Concernant la question des découvertes pétrolières et gazières. La chute du prix du pétrole peut ralentir ce processus. Mais, à mon avis, cela a toujours été notre politique au Liban, bien avant notre gouvernement : si demain il y a des problèmes avec un certain pays qui essaye de s'étendre ou d'étendre son influence ici et là, la diplomatie sera mobilisée régler ce problème‑là et, si la diplomatie directe ne fonctionne pas, reste le droit international des Nations unies. Certains disent : « ce n'est pas très efficace », mais nous n'avons que ce chemin, le chemin de la diplomatie, mais le chemin, aussi, du droit international pour pouvoir avancer.

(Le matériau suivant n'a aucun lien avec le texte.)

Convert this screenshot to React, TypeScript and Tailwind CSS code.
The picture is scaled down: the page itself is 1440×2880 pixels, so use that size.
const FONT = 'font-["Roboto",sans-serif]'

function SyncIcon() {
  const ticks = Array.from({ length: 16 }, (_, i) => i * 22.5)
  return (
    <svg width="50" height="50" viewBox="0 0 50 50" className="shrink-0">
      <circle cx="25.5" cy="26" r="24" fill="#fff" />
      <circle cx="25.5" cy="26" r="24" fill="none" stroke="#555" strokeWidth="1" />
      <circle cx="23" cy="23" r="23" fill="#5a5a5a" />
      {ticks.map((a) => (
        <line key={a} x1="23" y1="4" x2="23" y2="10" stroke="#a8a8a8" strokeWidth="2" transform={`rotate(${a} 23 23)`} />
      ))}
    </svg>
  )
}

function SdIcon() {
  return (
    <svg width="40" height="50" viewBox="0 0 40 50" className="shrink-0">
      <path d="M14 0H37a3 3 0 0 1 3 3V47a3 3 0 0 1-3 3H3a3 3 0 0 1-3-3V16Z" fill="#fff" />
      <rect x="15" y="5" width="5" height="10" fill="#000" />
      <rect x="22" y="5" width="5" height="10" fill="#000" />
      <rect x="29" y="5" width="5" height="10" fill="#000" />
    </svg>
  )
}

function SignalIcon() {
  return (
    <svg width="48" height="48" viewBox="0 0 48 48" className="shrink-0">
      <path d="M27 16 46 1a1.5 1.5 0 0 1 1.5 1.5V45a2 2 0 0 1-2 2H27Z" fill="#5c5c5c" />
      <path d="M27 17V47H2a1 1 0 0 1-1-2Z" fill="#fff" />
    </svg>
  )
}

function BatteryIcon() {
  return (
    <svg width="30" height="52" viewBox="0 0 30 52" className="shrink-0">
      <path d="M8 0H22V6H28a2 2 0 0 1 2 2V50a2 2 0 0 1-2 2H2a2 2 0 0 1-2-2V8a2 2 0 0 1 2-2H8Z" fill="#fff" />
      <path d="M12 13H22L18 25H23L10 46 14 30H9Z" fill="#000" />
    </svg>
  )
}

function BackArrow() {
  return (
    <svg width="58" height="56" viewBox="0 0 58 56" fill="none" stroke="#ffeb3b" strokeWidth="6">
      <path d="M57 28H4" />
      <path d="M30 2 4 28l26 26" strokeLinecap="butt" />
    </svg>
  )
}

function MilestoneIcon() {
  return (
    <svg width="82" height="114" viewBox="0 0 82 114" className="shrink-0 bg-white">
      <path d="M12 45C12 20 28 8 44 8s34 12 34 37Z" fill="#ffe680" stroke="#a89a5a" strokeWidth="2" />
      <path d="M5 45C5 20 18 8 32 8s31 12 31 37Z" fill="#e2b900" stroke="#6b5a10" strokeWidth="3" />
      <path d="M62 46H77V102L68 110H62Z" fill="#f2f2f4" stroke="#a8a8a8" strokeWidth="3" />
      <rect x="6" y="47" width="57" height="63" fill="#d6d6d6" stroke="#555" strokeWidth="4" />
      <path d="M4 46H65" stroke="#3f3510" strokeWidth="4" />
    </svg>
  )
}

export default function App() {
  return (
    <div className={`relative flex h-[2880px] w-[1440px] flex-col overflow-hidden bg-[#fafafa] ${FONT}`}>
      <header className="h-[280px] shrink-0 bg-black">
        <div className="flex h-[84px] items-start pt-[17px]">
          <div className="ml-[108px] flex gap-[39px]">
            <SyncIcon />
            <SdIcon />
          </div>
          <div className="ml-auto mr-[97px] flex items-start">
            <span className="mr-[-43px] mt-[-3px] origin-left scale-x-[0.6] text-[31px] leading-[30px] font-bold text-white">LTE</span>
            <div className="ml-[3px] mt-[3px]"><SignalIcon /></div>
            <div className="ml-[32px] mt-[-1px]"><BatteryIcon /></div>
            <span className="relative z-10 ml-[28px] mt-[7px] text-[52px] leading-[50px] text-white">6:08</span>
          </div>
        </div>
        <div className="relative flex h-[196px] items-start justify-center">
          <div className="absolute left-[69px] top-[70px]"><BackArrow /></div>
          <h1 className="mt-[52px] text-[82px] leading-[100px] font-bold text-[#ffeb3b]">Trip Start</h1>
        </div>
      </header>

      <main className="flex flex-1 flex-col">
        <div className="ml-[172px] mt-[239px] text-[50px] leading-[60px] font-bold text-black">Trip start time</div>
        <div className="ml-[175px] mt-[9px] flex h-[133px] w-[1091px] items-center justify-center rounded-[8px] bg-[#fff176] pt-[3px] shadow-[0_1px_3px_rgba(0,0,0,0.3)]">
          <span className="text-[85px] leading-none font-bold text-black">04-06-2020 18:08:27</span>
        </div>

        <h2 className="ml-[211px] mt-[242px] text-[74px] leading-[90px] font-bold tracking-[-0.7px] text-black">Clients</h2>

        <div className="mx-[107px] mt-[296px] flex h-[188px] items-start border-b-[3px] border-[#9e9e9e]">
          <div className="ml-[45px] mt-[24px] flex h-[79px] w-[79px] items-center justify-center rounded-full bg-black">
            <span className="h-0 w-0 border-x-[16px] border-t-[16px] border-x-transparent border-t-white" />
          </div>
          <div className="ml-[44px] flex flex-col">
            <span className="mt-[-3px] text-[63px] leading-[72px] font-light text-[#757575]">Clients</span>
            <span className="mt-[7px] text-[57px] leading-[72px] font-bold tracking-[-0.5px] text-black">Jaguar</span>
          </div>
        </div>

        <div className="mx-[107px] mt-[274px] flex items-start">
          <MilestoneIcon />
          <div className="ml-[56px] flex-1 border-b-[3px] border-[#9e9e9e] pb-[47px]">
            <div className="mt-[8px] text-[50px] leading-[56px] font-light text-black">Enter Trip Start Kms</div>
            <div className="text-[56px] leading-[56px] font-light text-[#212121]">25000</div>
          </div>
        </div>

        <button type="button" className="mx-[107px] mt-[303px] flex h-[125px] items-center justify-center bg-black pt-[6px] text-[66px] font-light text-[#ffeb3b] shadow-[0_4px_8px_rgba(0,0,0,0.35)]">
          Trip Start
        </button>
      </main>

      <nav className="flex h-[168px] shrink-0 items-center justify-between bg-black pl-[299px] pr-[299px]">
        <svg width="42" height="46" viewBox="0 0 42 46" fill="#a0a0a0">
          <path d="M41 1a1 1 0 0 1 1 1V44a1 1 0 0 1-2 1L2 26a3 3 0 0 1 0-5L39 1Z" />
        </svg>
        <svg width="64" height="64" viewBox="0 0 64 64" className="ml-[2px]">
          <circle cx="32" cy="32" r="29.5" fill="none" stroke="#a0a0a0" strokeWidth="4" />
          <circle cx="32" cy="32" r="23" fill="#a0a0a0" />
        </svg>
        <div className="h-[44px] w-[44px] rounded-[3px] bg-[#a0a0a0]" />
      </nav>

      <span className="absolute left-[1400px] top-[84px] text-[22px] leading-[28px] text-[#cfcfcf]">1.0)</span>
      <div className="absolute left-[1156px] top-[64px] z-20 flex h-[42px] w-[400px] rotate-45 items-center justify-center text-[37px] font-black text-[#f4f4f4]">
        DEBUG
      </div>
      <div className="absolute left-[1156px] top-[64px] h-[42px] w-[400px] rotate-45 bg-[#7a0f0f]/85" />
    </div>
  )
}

Pour ce qui est du FMI et aussi de l'aide de CEDRE, nous considérons qu'ils se complètent entièrement. Le passage par le FMI, je le dis en toute franchise, est un passage obligé. On va réussir dans nos négociations avec le FMI. Je reste sûr et confiant. Ce n'est pas une chose facile. Mais on sera accompagné par nos amis, pays et organisations internationales, et par nos relais dans la société civile. Ce processus facilitera la tâche, par la suite, pour la mise en œuvre des projets de CEDRE. Le temps est l'ennemi de la situation au Liban. Il faut que nous avancions très vite et d'une manière très courageuse et c'est pourquoi nous tendons nos mains en direction de nos amis qui souhaitent nous venir en aide, pour discuter avec nous. Je ne demande pas de l'aide financière, économique mais seulement diplomatique. Je demande l'aide dans le sens du dialogue : dialoguer avec nous sur ce que vous considérez que nous pouvons faire de mieux et comment nous pouvons faire évoluer la situation.

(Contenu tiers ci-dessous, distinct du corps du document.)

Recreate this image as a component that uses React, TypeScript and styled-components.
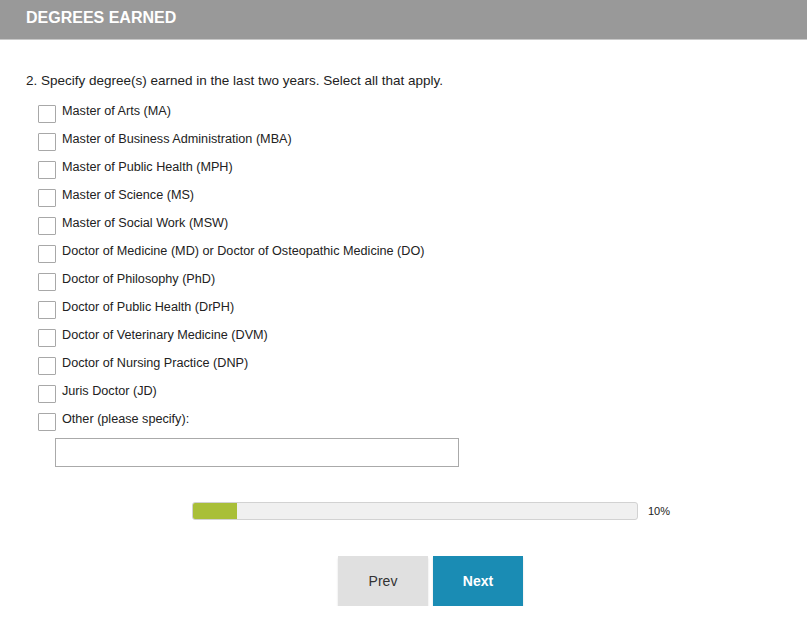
import styled, { createGlobalStyle } from 'styled-components'

const GlobalStyle = createGlobalStyle`
  body {
    margin: 0;
    background: #fff;
    font-family: 'Liberation Sans', Arial, sans-serif;
    color: #222;
  }
`

const degrees = [
  'Master of Arts (MA)',
  'Master of Business Administration (MBA)',
  'Master of Public Health (MPH)',
  'Master of Science (MS)',
  'Master of Social Work (MSW)',
  'Doctor of Medicine (MD) or Doctor of Osteopathic Medicine (DO)',
  'Doctor of Philosophy (PhD)',
  'Doctor of Public Health (DrPH)',
  'Doctor of Veterinary Medicine (DVM)',
  'Doctor of Nursing Practice (DNP)',
  'Juris Doctor (JD)',
  'Other (please specify):',
]

const progress = 10

const App = () => {
  return (
    <>
      <GlobalStyle />
      <Header>
        <HeaderTitle>DEGREES EARNED</HeaderTitle>
      </Header>
      <Content>
        <Question>2. Specify degree(s) earned in the last two years. Select all that apply.</Question>
        <OptionList>
          {degrees.map((d) => (
            <OptionRow key={d}>
              <CheckBox type="checkbox" />
              <OptionLabel>{d}</OptionLabel>
            </OptionRow>
          ))}
          <OtherInput type="text" />
        </OptionList>
        <ProgressRow>
          <ProgressTrack>
            <ProgressFill style={{ width: `${progress}%` }} />
          </ProgressTrack>
          <ProgressText>{progress}%</ProgressText>
        </ProgressRow>
        <ButtonRow>
          <NavButton>Prev</NavButton>
          <NavButton primary>Next</NavButton>
        </ButtonRow>
      </Content>
    </>
  )
}

const Header = styled.div`
  height: 39px;
  background: #999;
  border-bottom: 1px solid #c8c8c8;
  display: flex;
  align-items: center;
  padding-left: 26px;
`

const HeaderTitle = styled.h1`
  margin: -4px 0 0;
  font-size: 16px;
  font-weight: bold;
  color: #fff;
`

const Content = styled.div`
  padding: 0 26px;
`

const Question = styled.p`
  margin: 31px 0 0;
  font-size: 13.5px;
  line-height: 20px;
  color: #222;
`

const OptionList = styled.div`
  margin: 9px 0 0 12px;
`

const OptionRow = styled.label`
  display: flex;
  align-items: flex-start;
  gap: 6px;
  height: 28px;
`

const CheckBox = styled.input`
  appearance: none;
  margin: 5px 0 0;
  width: 18px;
  height: 18px;
  border: 1px solid #a8a8a8;
  border-radius: 1px;
  background: #fff;
  box-sizing: border-box;
`

const OptionLabel = styled.span`
  padding-top: 1px;
  font-size: 12.65px;
  line-height: 21px;
  color: #222;
`

const OtherInput = styled.input`
  display: block;
  margin: 2px 0 0 17px;
  width: 404px;
  height: 29px;
  box-sizing: border-box;
  border: 1px solid #aaa;
  background: #fff;
`

const ProgressRow = styled.div`
  display: flex;
  justify-content: center;
  align-items: center;
  gap: 10px;
  margin-top: 35px;
  padding-left: 54px;
`

const ProgressTrack = styled.div`
  width: 446px;
  height: 18px;
  box-sizing: border-box;
  border: 1px solid #d2d2d2;
  border-radius: 3px;
  background: #f0f0f0;
  overflow: hidden;
`

const ProgressFill = styled.div`
  height: 100%;
  background: #a9bf38;
`

const ProgressText = styled.span`
  font-size: 11px;
  color: #222;
  width: 21px;
`

const ButtonRow = styled.div`
  display: flex;
  justify-content: center;
  gap: 5px;
  margin-top: 36px;
  padding-left: 54px;
`

const NavButton = styled.button<{ primary?: boolean }>`
  width: 90px;
  height: 50px;
  border: none;
  font-family: 'Liberation Sans', Arial, sans-serif;
  font-size: 14px;
  font-weight: ${({ primary }) => (primary ? 'bold' : 'normal')};
  color: ${({ primary }) => (primary ? '#fff' : '#333')};
  background: ${({ primary }) => (primary ? '#1a8cb4' : '#e0e0e0')};
  box-shadow: 0 2px 2px rgba(0, 0, 0, 0.12);
`

export default App
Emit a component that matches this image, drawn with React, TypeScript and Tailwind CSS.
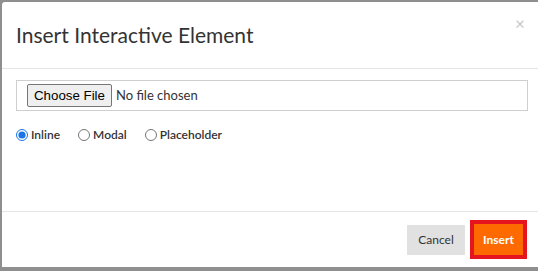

Le Caesar Act américain est un texte qui vise en premier la Syrie. Mais, bien sûr, je pense qu'il y aura des répercussions pour certains acteurs, que ces acteurs soient des compagnies ou des individus au Liban et nous nous pencherons sur ces questions pour voir la meilleure manière de ne pas avoir des implications négatives pour les Libanais, dans le droit libanais, dans le respect du droit du Liban, de l'indépendance du Liban et de la souveraineté du pays.

Sur le rôle des femmes et la place des femmes au Liban, en tant que citoyen libanais, avant d'être un officiel libanais, je m'inscris entièrement dans ce que vous venez de dire. Bien sûr, la situation de la femme doit évoluer. Il y a tous ces problèmes qui résident dans une situation socio-culturelle particulière, mais il y a vraiment eu des avancées. Je ne dis pas cela parce que je suis un officiel. Il y a eu des avancées, il y a des avancées. Actuellement, par exemple, six ministres femmes sont membres d'un gouvernement de vingt ministres. Je reconnais cette situation terrible, pénible, inacceptable et on fait de notre mieux pour faire avancer les choses. Cela, je peux vous le garantir. Je promets de faire ce que je peux. Si je ne réussis pas, je resterai engagé sur cette voie. Je suis entièrement sensible et entièrement engagé, ceux qui me connaissent personnellement le savent déjà, sur la question de l'égalité homme‑femme.